Here’s how to use incentives directly on your homepage:

  • Make the savings substantial enough to matter. Small discounts often get ignored, while meaningful reductions grab attention and motivate action.
  • Create genuine urgency with time limits or quantity restrictions. Open-ended offers don’t drive immediate action.
  • Show the value calculation clearly. Help prospects understand exactly what they’re gaining by acting now versus waiting.
  • Align incentives with your typical sales cycle. If prospects usually take weeks to decide, shorter urgency windows won’t feel credible.
  • Target the right audience segment. New customers might respond to different incentives than returning prospects.

Mailchimp executes this strategy well with their email marketing and automation platform.

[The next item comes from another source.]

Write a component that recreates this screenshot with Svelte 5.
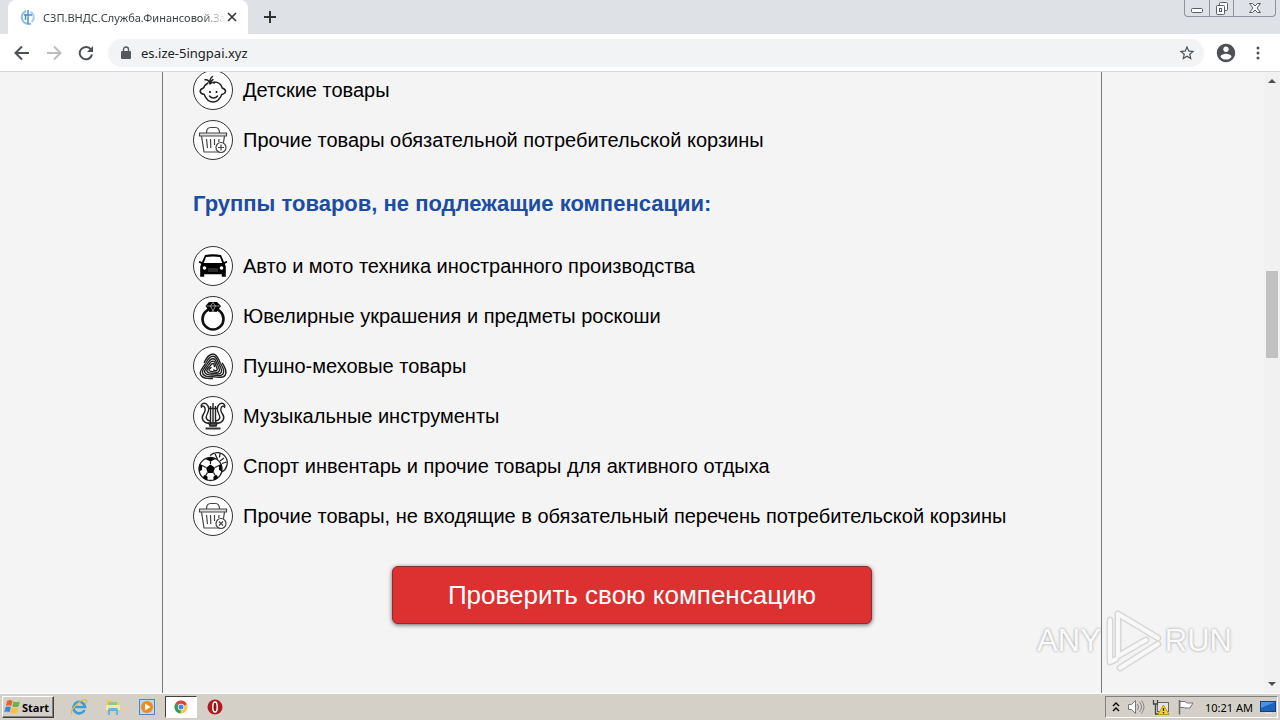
<script>
    let url = $state('es.ize-5ingpai.xyz');

    const included = [
        { icon: 'baby', label: 'Детские товары' },
        { icon: 'basket-plus', label: 'Прочие товары обязательной потребительской корзины' }
    ];

    const excluded = [
        { icon: 'car', label: 'Авто и мото техника иностранного производства' },
        { icon: 'ring', label: 'Ювелирные украшения и предметы роскоши' },
        { icon: 'wool', label: 'Пушно-меховые товары' },
        { icon: 'lyre', label: 'Музыкальные инструменты' },
        { icon: 'ball', label: 'Спорт инвентарь и прочие товары для активного отдыха' },
        { icon: 'basket-cross', label: 'Прочие товары, не входящие в обязательный перечень потребительской корзины' }
    ];

    // one third of the wool skein, repeated three times around the centre
    const turns = [0, 120, 240];
    const strands = [10.4, 8.7, 7, 5.3, 3.6].map(strand);

    function strand(r) {
        const end = r - 1.7;
        const top = 22.5 - r * 1.4;
        const x1 = 20 - 0.87 * r;
        const y1 = 22 - 0.5 * r;
        const x2 = 20 + 0.87 * end;
        const y2 = 22 - 0.5 * end;
        const k = r * 0.45;
        return `M${x1} ${y1}C${x1 + k * 0.5} ${y1 - k * 0.87} ${20 - k} ${top} 20 ${top}S${x2 - k * 0.5} ${y2 - k * 0.87} ${x2} ${y2}`;
    }
</script>

{#snippet goodsIcon(name)}
    <svg class="goods-icon" viewBox="0 0 40 40" aria-hidden="true">
        <circle cx="20" cy="20" r="19.5" fill="#fff" stroke="#333" />
        {#if name === 'baby'}
            <g fill="none" stroke="#222" stroke-width="1.5" stroke-linecap="round">
                <path d="M15 13c-2.5 1.5-4 3-4.500 5-1.500.5-3.500 2-3.300 3.500.3 1.500 2 2.500 4 3 1.800 4.500 4.800 7.500 8.800 7.500s7-3 8.800-7.500c2-.5 3.500-1.500 3.700-3 .2-1.500-1.800-3-3.300-3.500-1-4-4.500-6-8.200-6" />
                <path d="M17 14c-.5-3-2-4.500-5-4.200M17 14c-.5-3 .5-6 2.500-7.500M17 14c.5-2.500 1-3.500 3-4.500M17.500 13.500c1-1 3-1 4-.5" />
                <path d="M16.500 26c2 2.600 6 2.600 8 0" />
            </g>
            <circle cx="17" cy="22" r="1" />
            <circle cx="23.5" cy="22" r="1" />
        {:else if name === 'car'}
            <path d="M12 9q8-1.500 16 0l3 7 2.500-1q1.500 1 0 2l-1.700.7 1 3v10h-4v-2.500H11.200v2.500h-4v-10l1-3-1.700-.7q-1.500-1 0-2L9 16z" />
            <path d="M13 11q7-1 14 0l2.300 6H10.700z" fill="#fff" />
            <circle cx="11.5" cy="22" r="1.8" fill="#fff" />
            <circle cx="28.5" cy="22" r="1.8" fill="#fff" />
            <path d="M15 23h10M15 25h10" stroke="#555" />
        {:else if name === 'ring'}
            <circle cx="20" cy="23" r="10.5" fill="none" stroke="#111" stroke-width="2.6" />
            <path d="M16 6h8l4 4-4.500 6q-3.500-1-7 0L12.500 10z" />
            <path d="M13.500 10h13M17.500 10l2.500 5 2.500-5L20 6.500z" fill="none" stroke="#ccc" stroke-width=".7" />
        {:else if name === 'wool'}
            {#each turns as turn}
                <g transform="rotate({turn} 20 22)" fill="none" stroke="#222" stroke-width="1.4">
                    {#each strands as d}
                        <path {d} />
                    {/each}
                </g>
            {/each}
        {:else if name === 'lyre'}
            <g fill="none" stroke="#222" stroke-width="1.4">
                <path d="M16 27.500c-6-1-8.500-5-5.500-9.500 2-3 2.300-5.500.5-7.500-1.500-1-3 0-2.500 1.500M24 27.500c6-1 8.500-5 5.500-9.500-2-3-2.300-5.500-.5-7.500 1.500-1 3 0 2.500 1.500" />
                <path d="M17 25c-3.500-.6-4.800-3.500-3-6.500 2.500-4.500 2.200-8-.5-10.500-3-1.700-5.500-.2-5.500 2.500M23 25c3.500-.6 4.800-3.500 3-6.500-2.500-4.500-2.200-8 .5-10.500 3-1.700 5.500-.2 5.500 2.500" />
                <path d="M15 12.500h10M17.500 10v17M20 7v20M22.500 10v17" />
                <path d="M16 27h8l-1 3h-6z" fill="#555" />
            </g>
            <path d="M12.500 31.500h15v2h-15z" fill="#333" />
        {:else if name === 'ball'}
            <g fill="none" stroke="#222" stroke-width="1.3">
                <path d="M17 9.500c5-4.500 12-3.500 15.500 1.500s1.500 12-3.500 15" />
                <path d="M22 8l2.500 5M27 7.500l-.5 4M31 12l-4 3M33.500 16l-4.500 1.500" />
                <circle cx="17.5" cy="23" r="11.5" fill="#fff" />
                <path d="M17.500 18v-4M13 21.500l-4-2M22 21.500l4-2M14.500 26.500l-2 3.500M20.500 26.500l2 3.500" />
            </g>
            <path d="M17.500 18.500l4.500 3.300-1.800 5.200h-5.400L13 21.800zM12.500 13l5-1.500 5 1.500-5 2.500zM6.500 18l2.700 1-.2 5-3 1.500zM28.500 18l-2.700 1 .2 5 3 1.500zM11 29l3.500 1.500v4L10 32zM24 29l-3.500 1.500v4L25 32z" />
        {:else}
            <g fill="none" stroke="#444" stroke-width="1.2" stroke-linejoin="round">
                <path d="M6.500 13h27v3h-27z" fill="#ddd" />
                <path d="M8.500 16l2.500 16h18l2.500-16" />
                <path d="M13.500 13c0-4 1-5.500 4-5.500h5c3 0 4 1.500 4 5.500" />
                <path d="M13.500 19l1 9M17.500 19l.3 9M21.500 19v6M26 19l-.3 3" />
                <circle cx="28" cy="27.5" r="5" fill="#fff" />
                {#if name === 'basket-plus'}
                    <path d="M28 24.500v6M25 27.500h6" />
                {:else}
                    <path d="M26 25.500l4 4M30 25.500l-4 4" />
                {/if}
            </g>
        {/if}
    </svg>
{/snippet}

{#snippet goodsList(items)}
    <ul class="goods">
        {#each items as item}
            <li>
                {@render goodsIcon(item.icon)}
                <span>{item.label}</span>
            </li>
        {/each}
    </ul>
{/snippet}

<div class="desktop">
    <header class="tabstrip">
        <div class="tab">
            <svg class="favicon" viewBox="0 0 16 16" aria-hidden="true">
                <path d="M6 2a6.500 6.500 0 1 0 5 12.500" fill="none" stroke="#8dbbe8" stroke-width="2" />
                <path d="M10.500 3a6 6 0 0 1 1 10" fill="none" stroke="#a9cdf0" stroke-width="2" />
                <path d="M8 1v14M5.500 5v6M4 6h8" stroke="#4a90d9" stroke-width="1.5" />
            </svg>
            <span class="tab-title">СЗП.ВНДС.Служба.Финансовой.За</span>
            <button class="tab-close" aria-label="Close tab">
                <svg width="10" height="10" viewBox="0 0 10 10"><path d="M1 1l8 8M9 1l-8 8" stroke="#333" stroke-width="1.6" /></svg>
            </button>
        </div>
        <button class="new-tab" aria-label="New tab">
            <svg width="12" height="12" viewBox="0 0 12 12"><path d="M6 0v12M0 6h12" stroke="#333" stroke-width="2" /></svg>
        </button>
        <div class="caption">
            <button aria-label="Minimize">
                <svg width="14" height="16" viewBox="0 0 14 16"><rect x="1.5" y="8.5" width="11" height="4" rx="1" fill="#fff" stroke="#5a5e68" /></svg>
            </button>
            <button aria-label="Restore">
                <svg width="14" height="16" viewBox="0 0 14 16" fill="#fff" stroke="#5a5e68"><rect x="4.5" y="2.5" width="8" height="8" rx="1" /><rect x="1.5" y="5.5" width="8" height="9" rx="1" /><rect x="4.5" y="8.5" width="2" height="3" /></svg>
            </button>
            <button class="wide" aria-label="Close">
                <svg width="14" height="16" viewBox="0 0 14 16"><path d="M1.500 3.500h3L7 6l2.500-2.500h3L9 8l3.500 4.500h-3L7 10l-2.500 2.500h-3L5 8z" fill="#fff" stroke="#5a5e68" /></svg>
            </button>
        </div>
    </header>

    <nav class="toolbar">
        <button aria-label="Back">
            <svg width="16" height="16" viewBox="0 0 16 16" fill="none" stroke="#4d5156" stroke-width="2"><path d="M15 8H2M8 1.500L1.500 8 8 14.500" /></svg>
        </button>
        <button aria-label="Forward" disabled>
            <svg width="16" height="16" viewBox="0 0 16 16" fill="none" stroke="#babcbe" stroke-width="2"><path d="M1 8h13M8 1.500L14.500 8 8 14.500" /></svg>
        </button>
        <button aria-label="Reload">
            <svg width="16" height="16" viewBox="0 0 16 16"><path d="M13 4.500A6.200 6.200 0 1 0 14 9.500" fill="none" stroke="#4d5156" stroke-width="2" /><path d="M15 1v6H9z" fill="#4d5156" /></svg>
        </button>
        <div class="omnibox">
            <svg width="10" height="14" viewBox="0 0 10 14" aria-hidden="true"><rect y="5" width="10" height="8" rx="1" fill="#55595e" /><path d="M2.500 5.500V3.500a2.500 2.500 0 0 1 5 0v2" fill="none" stroke="#55595e" stroke-width="1.4" /></svg>
            <input aria-label="Address" bind:value={url} />
            <button aria-label="Bookmark">
                <svg width="18" height="18" viewBox="0 0 24 24"><path d="M22 9.240l-7.190-.62L12 2 9.190 8.630 2 9.240l5.460 4.730L5.820 21 12 17.270 18.180 21l-1.630-7.030L22 9.240zM12 15.400l-3.760 2.270 1-4.280-3.320-2.880 4.380-.38L12 6.100l1.710 4.040 4.380.38-3.320 2.880 1 4.280L12 15.400z" fill="#4d5156" /></svg>
            </button>
        </div>
        <button aria-label="Profile">
            <svg width="22" height="22" viewBox="0 0 24 24"><path d="M12 2C6.480 2 2 6.480 2 12s4.480 10 10 10 10-4.480 10-10S17.520 2 12 2zm0 3c1.660 0 3 1.340 3 3s-1.340 3-3 3-3-1.340-3-3 1.340-3 3-3zm0 14.200c-2.500 0-4.710-1.280-6-3.220.03-1.990 4-3.080 6-3.080 1.990 0 5.970 1.090 6 3.080-1.290 1.940-3.500 3.220-6 3.220z" fill="#4d5156" /></svg>
        </button>
        <button aria-label="Menu">
            <svg width="4" height="14" viewBox="0 0 4 14" fill="#4d5156"><circle cx="2" cy="2" r="1.5" /><circle cx="2" cy="7" r="1.5" /><circle cx="2" cy="12" r="1.5" /></svg>
        </button>
    </nav>

    <div class="viewport">
        <main>
            {@render goodsList(included)}
            <h2>Группы товаров, не подлежащие компенсации:</h2>
            {@render goodsList(excluded)}
            <button class="check">Проверить свою компенсацию</button>
        </main>
        <div class="scrollbar">
            <svg width="8" height="4" viewBox="0 0 8 4" aria-hidden="true"><path d="M0 4l4-4 4 4z" fill="#505050" /></svg>
            <div class="track"><div class="thumb"></div></div>
            <svg width="8" height="4" viewBox="0 0 8 4" aria-hidden="true"><path d="M0 0l4 4 4-4z" fill="#505050" /></svg>
        </div>
        <div class="watermark">
            <span>ANY</span>
            <svg width="60" height="64" viewBox="0 0 60 64" fill="none" stroke-linejoin="round" stroke-linecap="round" aria-hidden="true">
                <path d="M7 11v42l6-3M15 5v42L43 31M15 5l40 24M17 59l38-24" stroke="#d8d8d8" stroke-width="7" />
                <path d="M7 11v42l6-3M15 5v42L43 31M15 5l40 24M17 59l38-24" stroke="#f8f8f8" stroke-width="4" />
            </svg>
            <span>RUN</span>
        </div>
    </div>

    <footer class="taskbar">
        <button class="start">
            <svg width="17" height="16" viewBox="0 0 16 14" aria-hidden="true">
                <path d="M3 1q3-1.500 5 .3L6.800 6.200Q4.500 4.800 1.800 6z" fill="#e8622c" />
                <path d="M9 1.800q3 1.200 6 0L13.800 6.600q-3 1-6 0z" fill="#6db33f" />
                <path d="M1.500 7q3-1 5 .3L5.300 12Q3 10.500.3 12z" fill="#3f83d6" />
                <path d="M7.500 7.800q3 1.200 6 0L12.300 12.500q-3 1.200-6 0z" fill="#f5c331" />
            </svg>
            Start
        </button>
        <div class="quick">
            <button aria-label="Internet Explorer">
                <svg width="18" height="18" viewBox="0 0 18 18" fill="none"><path d="M14.500 12A5.800 5.800 0 1 1 15 9H5" stroke="#37a0dc" stroke-width="2.6" /><path d="M2 16C-1 13 10 1 16 2q2 1-1 4" stroke="#e5b93a" stroke-width="1.3" /></svg>
            </button>
            <button aria-label="Explorer">
                <svg width="18" height="18" viewBox="0 0 18 18"><path d="M2 2h6l1 2h7v10H2z" fill="#e9cf6c" /><path d="M4 4h9v5H4z" fill="#8fc98b" /><path d="M2 7h14v5H2z" fill="#f7e9a5" /><path d="M4 17v-5q0-2 2-2h6q2 0 2 2v5h-2v-4H6v4z" fill="#69b4df" /></svg>
            </button>
            <button aria-label="Media Player">
                <svg width="18" height="18" viewBox="0 0 18 18"><rect x="1.5" y="1.5" width="15" height="15" fill="#b9d7f3" stroke="#4d87c7" /><circle cx="9" cy="9" r="6" fill="#f08a1c" /><path d="M7 5.500l5.500 3.500L7 12.500z" fill="#fff" /></svg>
            </button>
            <button class="active" aria-label="Chrome">
                <svg width="14" height="14" viewBox="0 0 14 14"><circle cx="7" cy="7" r="6.5" fill="#f6c944" /><path d="M7 7L1.300 3.800A6.500 6.500 0 0 1 12.900 4.200z" fill="#dc4437" /><path d="M7 7L1.300 3.800A6.500 6.500 0 0 0 6.500 13.500z" fill="#2f9e58" /><circle cx="7" cy="7" r="3.2" fill="#fff" /><circle cx="7" cy="7" r="2.5" fill="#4285f4" /></svg>
            </button>
            <button aria-label="Opera">
                <svg width="16" height="16" viewBox="0 0 16 16"><circle cx="8" cy="8" r="7.5" fill="#b3161b" /><ellipse cx="8" cy="8" rx="2.2" ry="5" fill="#8c1014" stroke="#fff" stroke-width="1.5" /></svg>
            </button>
        </div>
        <div class="tray">
            <svg width="8" height="10" viewBox="0 0 8 10" fill="none" stroke="#000" stroke-width="1.4" aria-hidden="true"><path d="M1 4l3-3 3 3M1 9l3-3 3 3" /></svg>
            <svg width="18" height="16" viewBox="0 0 18 16" aria-hidden="true"><path d="M1.500 5.500h3l4-4v13l-4-4h-3z" fill="#fff" stroke="#777" /><path d="M10.500 5q2 3 0 6M12.500 3q4 5 0 10M14.500 1.500q5 6.500 0 13" fill="none" stroke="#888" /></svg>
            <svg width="18" height="16" viewBox="0 0 18 16" aria-hidden="true"><rect x="5.5" y="3.5" width="11" height="9" fill="#e4e4e4" stroke="#666" /><path d="M1.500 1v4h4V1M3.500 5v10h4" fill="none" stroke="#444" stroke-width="1.3" /><path d="M11.500 6l5.500 9.500H6z" fill="#f6d420" stroke="#b79a10" /><path d="M11.500 9v3M11.500 13v1.500" stroke="#222" stroke-width="1.3" /></svg>
            <svg width="18" height="16" viewBox="0 0 18 16" aria-hidden="true"><path d="M2.500 1v14.500" stroke="#666" stroke-width="1.5" /><path d="M3 2.500h5l2 1.500h6l-3 5H8L7 8.500H3z" fill="#fff" stroke="#777" /></svg>
            <time>10:21 AM</time>
            <svg width="16" height="14" viewBox="0 0 16 14" aria-hidden="true"><rect x=".5" y="1.5" width="15" height="10" fill="#1d62bd" stroke="#17407a" /><path d="M1 2h14L1 8z" fill="#4b93e0" /><path d="M5 13h7" stroke="#ddd" stroke-width="2" /></svg>
        </div>
    </footer>
</div>

<style>
    :global(body) {
        margin: 0;
    }
    .desktop {
        display: flex;
        flex-direction: column;
        height: 100vh;
        overflow: hidden;
        font-family: "Liberation Sans", Arial, sans-serif;
        color: #000;
    }
    button {
        display: flex;
        align-items: center;
        justify-content: center;
        padding: 0;
        border: none;
        background: none;
        font-family: inherit;
        color: inherit;
        cursor: pointer;
    }
    svg {
        flex: none;
    }

    .tabstrip {
        display: flex;
        height: 34px;
        flex: none;
        padding: 0 4px 0 8px;
        background: #dee1e6;
    }
    .tab {
        display: flex;
        align-items: center;
        box-sizing: border-box;
        width: 240px;
        padding: 0 10px 0 12px;
        background: #fff;
        border-radius: 8px 8px 0 0;
    }
    .favicon {
        width: 16px;
        height: 16px;
        margin-right: 7px;
    }
    .tab-title {
        flex: 1;
        white-space: nowrap;
        font: 11px "Noto Sans", sans-serif;
        color: #3c4043;
        mask-image: linear-gradient(to left, transparent, #000 24px);
    }
    .tab-close {
        width: 12px;
        height: 16px;
    }
    .new-tab {
        width: 28px;
        margin-left: 8px;
    }
    .caption {
        display: flex;
        height: 16px;
        margin-left: auto;
        border: 1px solid #8d929c;
        border-top: none;
        border-radius: 0 0 4px 4px;
    }
    .caption button {
        width: 24px;
    }
    .caption button + button {
        border-left: 1px solid #8d929c;
    }
    .caption .wide {
        width: 42px;
    }

    .toolbar {
        display: flex;
        align-items: center;
        flex: none;
        height: 37px;
        padding: 0 6px;
        background: #fff;
        border-bottom: 1px solid #d5d7da;
    }
    .toolbar > button {
        width: 32px;
        height: 32px;
    }
    .omnibox {
        display: flex;
        align-items: center;
        flex: 1;
        height: 28px;
        margin: 0 6px;
        padding: 0 8px 0 13px;
        background: #f1f3f4;
        border-radius: 14px;
    }
    .omnibox input {
        flex: 1;
        min-width: 0;
        padding: 0 10px;
        border: none;
        outline: none;
        background: none;
        font: 13px "Noto Sans", sans-serif;
        color: #202124;
    }

    .viewport {
        position: relative;
        display: flex;
        flex: 1;
        min-height: 0;
        background: #f4f4f4;
        overflow: hidden;
    }
    main {
        box-sizing: border-box;
        width: 100%;
        max-width: 940px;
        margin: -2px auto 0;
        padding: 0 30px;
        border: 1px solid #777;
        border-width: 0 1px;
    }
    .goods {
        display: flex;
        flex-direction: column;
        gap: 10px;
        margin: 0;
        padding: 0;
        list-style: none;
    }
    .goods li {
        display: flex;
        align-items: center;
        gap: 10px;
        font-size: 20px;
        line-height: 24px;
    }
    .goods-icon {
        width: 40px;
        height: 40px;
    }
    h2 {
        margin: 30px 0 28px;
        font-size: 22px;
        line-height: 28px;
        color: #1c4ca3;
    }
    .check {
        width: 480px;
        max-width: 100%;
        height: 58px;
        margin: 30px auto;
        border: 1px solid #8f2a2e;
        border-radius: 6px;
        background: #dd3030;
        box-shadow: 0 1px 4px rgba(0, 0, 0, 0.6);
        font-size: 26px;
        color: #fff;
    }
    .scrollbar {
        display: flex;
        flex-direction: column;
        align-items: center;
        box-sizing: border-box;
        width: 16px;
        padding: 7px 0;
        background: #f1f1f1;
    }
    .track {
        flex: 1;
        width: 12px;
    }
    .thumb {
        height: 87px;
        margin-top: 188px;
        background: #c1c1c1;
    }
    .watermark {
        position: absolute;
        right: 48px;
        bottom: 20px;
        display: flex;
        align-items: center;
        gap: 2px;
        font: 31px "Liberation Sans", Arial, sans-serif;
        color: #fafafa;
        text-shadow: 0 0 3px #999;
        pointer-events: none;
    }

    .taskbar {
        display: flex;
        align-items: center;
        flex: none;
        height: 26px;
        padding: 0 2px;
        background: #d4d0c8;
        border-top: 1px solid #fff;
        box-shadow: 0 -1px #d4d0c8;
        font-family: "Noto Sans", sans-serif;
    }
    .start {
        gap: 1px;
        height: 22px;
        padding: 0 4px 0 1px;
        border: 1px solid;
        border-color: #fff #404040 #404040 #fff;
        box-shadow: inset -1px -1px #808080;
        font-size: 11px;
        font-weight: bold;
    }
    .quick {
        display: flex;
        margin-left: 9px;
        gap: 2px;
    }
    .quick button {
        box-sizing: border-box;
        width: 32px;
        height: 22px;
    }
    .quick .active {
        border: 1px solid;
        border-color: #404040 #fff #fff #404040;
        background: #fff;
    }
    .tray {
        display: flex;
        align-items: center;
        box-sizing: border-box;
        height: 22px;
        margin-left: auto;
        padding: 0 1px 0 6px;
        gap: 7px;
        border: 1px solid;
        border-color: #808080 #fff #fff #808080;
    }
    .tray time {
        margin-left: 3px;
        font-size: 11px;
    }
</style>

Their homepage features a prominent section offering their standard plan at 50% off, creating immediate financial motivation.

They’ve also included an interactive element that lets prospects select their monthly emailing volume and see personalised pricing for the discounted plan.

 

This combination shows both the savings opportunity and helps prospects visualise the exact value they’ll receive, making the decision to convert much easier.’

 

Final Thoughts

Most businesses spend thousands on ads to drive traffic to their homepage, then lose 90% of those visitors within seconds. They’re essentially paying for people to reject them.

Your homepage decides whether prospects become customers or competitors’ customers. There’s no neutral outcome. Every visitor either moves closer to buying from you or gets pushed toward someone else who understands the assignment better.

The tactics we’ve covered are what separates companies that grow from those that wonder why their marketing isn’t working. Your competitors are already implementing some of these changes. The only question left is whether you’ll beat them to the rest.